Each group hosts a ball to which the other groups are invited. The Louisa County folks have their event in May; the Fredericksburg group waits until fall.
Maus and Kathy Whittle of Chester have formed a musical group called Wood Duck that performs 17th- and 18th-century dance music at various events during the year. Their next gig is a ball during a Revolutionary War re-enactment at Battersea Plantation in April. The event will commemorate the 225th anniversary of the Battle of Petersburg.
"There are people who re-enact the battles; our main interest is the culture," Maus said.
Tina Buchanan said the aim of the Rappahannock Colonial Heritage Society is similar.
"So many other groups re-enact the American Revolution. We people the town," she said. "And dancing is such a big part of that. Virginians were known for dancing; they loved it above all things."
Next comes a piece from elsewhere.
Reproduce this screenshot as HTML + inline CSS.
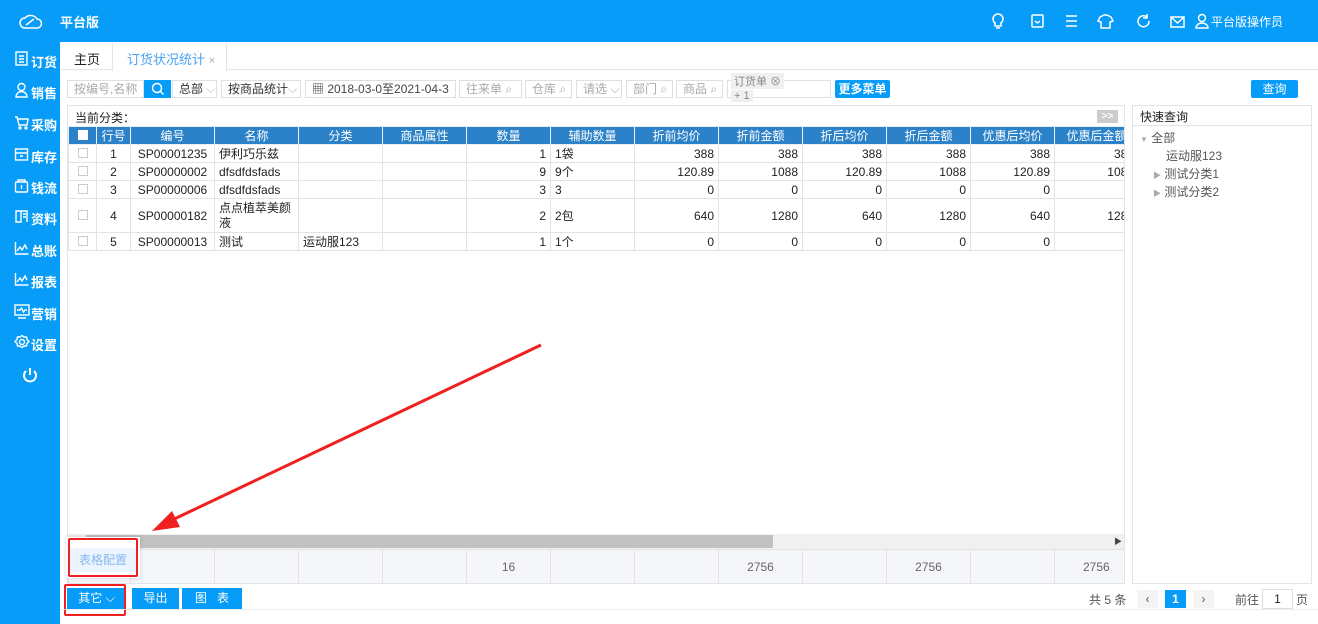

She has been a member of the society since its formation. It's an activity that appeals on multiple levels, Buchanan said.
"I love dancing, I love dress- up, I love history, I love Virginia," the Spotsylvania native said.
A member of the Louisa group discovered his own appreciation of dancing, much to his surprise.
"It's something everyone can do. You don't have to be particularly talented," said Paul Sherman. "I was convinced I had two left feet, and that was incurable. Turned out, with persistence, neither one was true."